Kurosawa répétait que le scénario était le fondement absolu d’un film. Avec ses scénaristes loin du monde extérieur Kurosawa choisit la meilleure version…Afin que chaque contributeur puisse se mettre en valeur. Pour Les Sept Samouraïs, il écrit six cahiers avec les biographies détaillées des samouraïs…Leur manière de marcher, de parler, de se comporter, et même leur façon de lacer leurs chaussures. Pour les 101 personnages de paysans du film, il crée un registre de 23 familles et demande aux acteurs de vivre et travailler dans le cadre de ces « familles » pour toute la durée du tournage.

 

Toshirō Mifune tournera au total seize films avec Akira Kurosawa.

 

 

 

 

 

 

 

 

 

 

 

 

 

 

 

Paroles de réalisateur…

 

 

 

 

 

 

Kurosawa fait remarquer qu’il tourne un film dans l’unique but d’avoir de la matière pour le montage, il s’agit pour lui de la partie la plus importante et artistiquement la plus intéressante dans la production d’un film.
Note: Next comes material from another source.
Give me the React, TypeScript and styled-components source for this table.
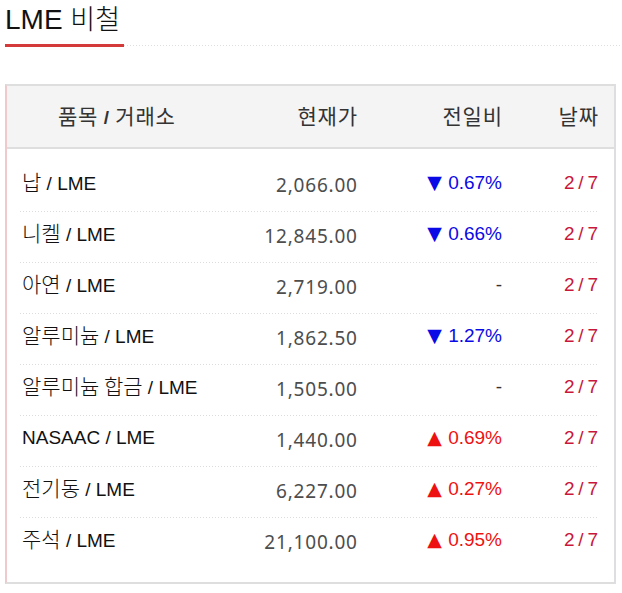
import React from "react";
import styled, { createGlobalStyle } from "styled-components";

const GlobalStyle = createGlobalStyle`
  html, body { margin: 0; padding: 0; background: #fff; }
  body { font-family: "Liberation Sans", "Noto Sans CJK KR", sans-serif; }
`;

const Page = styled.div`
  padding: 0 6px 0 5px;
  width: 622px;
  box-sizing: border-box;
`;

const TitleRow = styled.div`
  display: flex;
  align-items: flex-end;
  margin-right: -6px;
`;

const Title = styled.h2`
  margin: 0;
  height: 47px;
  padding: 0 4px 0 0;
  box-sizing: border-box;
  font-family: "Liberation Sans", "Noto Sans CJK KR", sans-serif;
  font-size: 28px;
  font-weight: normal;
  line-height: 36px;
  color: #111;
  border-bottom: 3px solid #d43a3a;
  white-space: nowrap;
`;

const TitleKr = styled.span`
  font-family: "Noto Sans CJK KR", sans-serif;
  font-size: 27px;
  font-weight: 300;
`;

const TitleFill = styled.div`
  flex: 1;
  height: 1px;
  margin-bottom: 1px;
  background: linear-gradient(to right, #dedede 1px, transparent 1px) left top / 3px 1px repeat-x;
`;

const Box = styled.div`
  margin-top: 37px;
  border: 2px solid #dedede;
  border-left-color: #f0c9cd;
`;

const cols = `220px 117px 145px 96px`;

const Header = styled.div`
  display: grid;
  grid-template-columns: ${cols};
  align-items: center;
  height: 61px;
  padding: 0 16px 0 13px;
  background: #f4f4f4;
  border-bottom: 2px solid #dedede;
  font-family: "Noto Sans CJK KR", "Liberation Sans", sans-serif;
  font-size: 21px;
  line-height: 26px;
  letter-spacing: 0.8px;
  color: #333;
`;

const HeadCell = styled.div<{ $align?: "left" | "right" }>`
  text-align: ${(p) => p.$align ?? "right"};
  padding-left: ${(p) => (p.$align === "left" ? "38px" : "0")};
  margin-right: -0.8px;
  padding-bottom: 4px;
  white-space: nowrap;
`;

const Slash = styled.span`
  font-family: "Liberation Sans", sans-serif;
  font-weight: bold;
  font-size: 19px;
  line-height: 1;
`;

const Body = styled.div`
  padding: 12px 16px 14px 13px;
`;

const Row = styled.div<{ $last?: boolean }>`
  display: grid;
  grid-template-columns: ${cols};
  align-items: center;
  height: 50px;
  padding-bottom: ${(p) => (p.$last ? "0" : "1px")};
  box-sizing: content-box;
  background: ${(p) =>
    p.$last
      ? "none"
      : "linear-gradient(to right, #dcdcdc 1px, transparent 1px) left bottom / 3px 1px repeat-x"};
`;

const Cell = styled.div`
  height: 24px;
  line-height: 24px;
  margin-bottom: 6px;
  white-space: nowrap;
`;

const Name = styled(Cell)`
  padding-left: 2px;
  font-family: "Liberation Sans", "Noto Sans CJK KR", sans-serif;
  font-size: 19px;
  color: #111;
`;

const NameKr = styled.span`
  font-family: "Noto Sans CJK KR", sans-serif;
  font-size: 21px;
  font-weight: 300;
  line-height: 1;
`;

const Price = styled(Cell)`
  text-align: right;
  font-family: "Noto Sans", "Liberation Sans", sans-serif;
  font-size: 19px;
  letter-spacing: 0.8px;
  margin-right: -0.8px;
  color: #4d4d4d;
  margin-bottom: 2px;
`;

const Change = styled(Cell)<{ $dir: "up" | "down" | "none" }>`
  text-align: right;
  font-family: "Liberation Sans", sans-serif;
  font-size: 19px;
  color: ${(p) => (p.$dir === "up" ? "#ee1111" : p.$dir === "down" ? "#0a0ae6" : "#333")};
`;

const Arrow = styled.span`
  font-family: "DejaVu Sans", sans-serif;
  font-size: 19px;
  line-height: 1;
  margin-right: 1px;
`;

const DateCell = styled(Cell)`
  text-align: right;
  font-family: "Liberation Sans", sans-serif;
  font-size: 19px;
  word-spacing: -1.5px;
  color: #c8173a;
`;

type Item = { kr?: string; price: string; dir: "up" | "down" | "none"; pct?: string; en?: string };

const items: Item[] = [
  { kr: "납", price: "2,066.00", dir: "down", pct: "0.67%" },
  { kr: "니켈", price: "12,845.00", dir: "down", pct: "0.66%" },
  { kr: "아연", price: "2,719.00", dir: "none" },
  { kr: "알루미늄", price: "1,862.50", dir: "down", pct: "1.27%" },
  { kr: "알루미늄 합금", price: "1,505.00", dir: "none" },
  { en: "NASAAC", price: "1,440.00", dir: "up", pct: "0.69%" },
  { kr: "전기동", price: "6,227.00", dir: "up", pct: "0.27%" },
  { kr: "주석", price: "21,100.00", dir: "up", pct: "0.95%" },
];

export default function App() {
  return (
    <Page>
      <GlobalStyle />
      <TitleRow>
        <Title>
          LME <TitleKr>비철</TitleKr>
        </Title>
        <TitleFill />
      </TitleRow>
      <Box>
        <Header>
          <HeadCell $align="left">
            품목 <Slash>/</Slash> 거래소
          </HeadCell>
          <HeadCell>현재가</HeadCell>
          <HeadCell>전일비</HeadCell>
          <HeadCell>날짜</HeadCell>
        </Header>
        <Body>
          {items.map((it, i) => (
            <Row key={it.price + i} $last={i === items.length - 1}>
              <Name>
                {it.kr ? <NameKr>{it.kr}</NameKr> : it.en} / LME
              </Name>
              <Price>{it.price}</Price>
              <Change $dir={it.dir}>
                {it.dir === "none" ? (
                  "-"
                ) : (
                  <>
                    <Arrow>{it.dir === "up" ? "▲" : "▼"}</Arrow> {it.pct}
                  </>
                )}
              </Change>
              <DateCell>2 / 7</DateCell>
            </Row>
          ))}
        </Body>
      </Box>
    </Page>
  );
}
L’équipe créative de Kurosawa considère le montage comme le plus grand talent du cinéaste…Nous pensons qu’il est le meilleur réalisateur, scénariste du Japon, et le meilleur monteur du monde. Il pouvait se remémorer précisément chaque prise, et si, dans la salle de montage ont lui tendait la mauvaise prise d’une scène, il le remarquait immédiatement. Kurosawa avait pour habitude de monter ses films de façon quotidienne, au fur et à mesure. Cette méthode l’aida beaucoup dans son travail lorsqu’il commença à utiliser plusieurs caméras simultanément et se retrouva avec une quantité importante de rushes à assembler…J’ai toujours monté le soir si nous avions une quantité suffisante d’images dans la boîte. Après avoir visionné les prises, je vais généralement dans la salle de montage et je travaille. La postproduction pouvait être très courte. L’avant-première de YOJIMBO se passe le 20 avril 1961, soit quatre jours seulement après la fin du tournage le 16 avril.

 

 

Depuis que le film muet donna naissance au film parlant, le son a interféré avec l’image et en même temps ce flot de son est devenu presque entièrement dépourvu de sens. C’est pourquoi le metteur en scène doit apporter tous ses soins à ce que le film soit la plus efficace combinaison possible de l’image avec le son. Le son de cinéma n’est jamais seulement un accompagnement de l’image, jamais seulement ce que la machine à son a pris en même temps que vous tourniez la scène. Le son digne de ce nom ne s’additionne pas simplement à l’image, il la multiplie…

 

Un film est la synthèse des images et du son. Le moment le plus excitant, celui où je frissonne, c’est le moment où j’ajoute le son. Avant de choisir le son, je calcule, j’imagine l’effet que produira la scène avec tel ou tel son. Je m’attends donc à un certain effet. Mais il arrive que le son, dépassant toutes mes prévisions, décuple l’effet d’une scène. À ce moment-là, oui je frissonne…J’attache une grande importance aux sons les plus courants de la vie. Oui je suis très difficile pour le son. Le son concret, pour moi, c’est, par exemple, un disque qui passe dans un café, en tout cas le son exact. Dans Barberousse, quand la petite fille est malade, on entend le bruit du passage du veilleur de nuit qui fait sa ronde contre l’incendie. Le bruit s’approche, puis s’éloigne. Voilà ce que j’appelle le son concret. Dans la dernière scène d’Entre le ciel et l’enfer, on entend une émission de radio de minuit. Dans Chien enragé, quand Shimura est blessé, on entend un disque, La paloma, je crois. Dans L’Ange ivre, quand Mifune se promène dans la rue, on entend le coucou. 

 

 

 

 

 

 

Akira Kurosawa a réalisé de nombreux storyboards pour ses films. Ces dessins préparatoires, plus de 2000, frappent par leur sens de l’expression, des émotions, des lumières, des costumes. Ces dessins sont considérés comme des œuvres d’art à part entière accessibles y compris à ceux qui ne connaissent pas ses films et sont régulièrement exposés.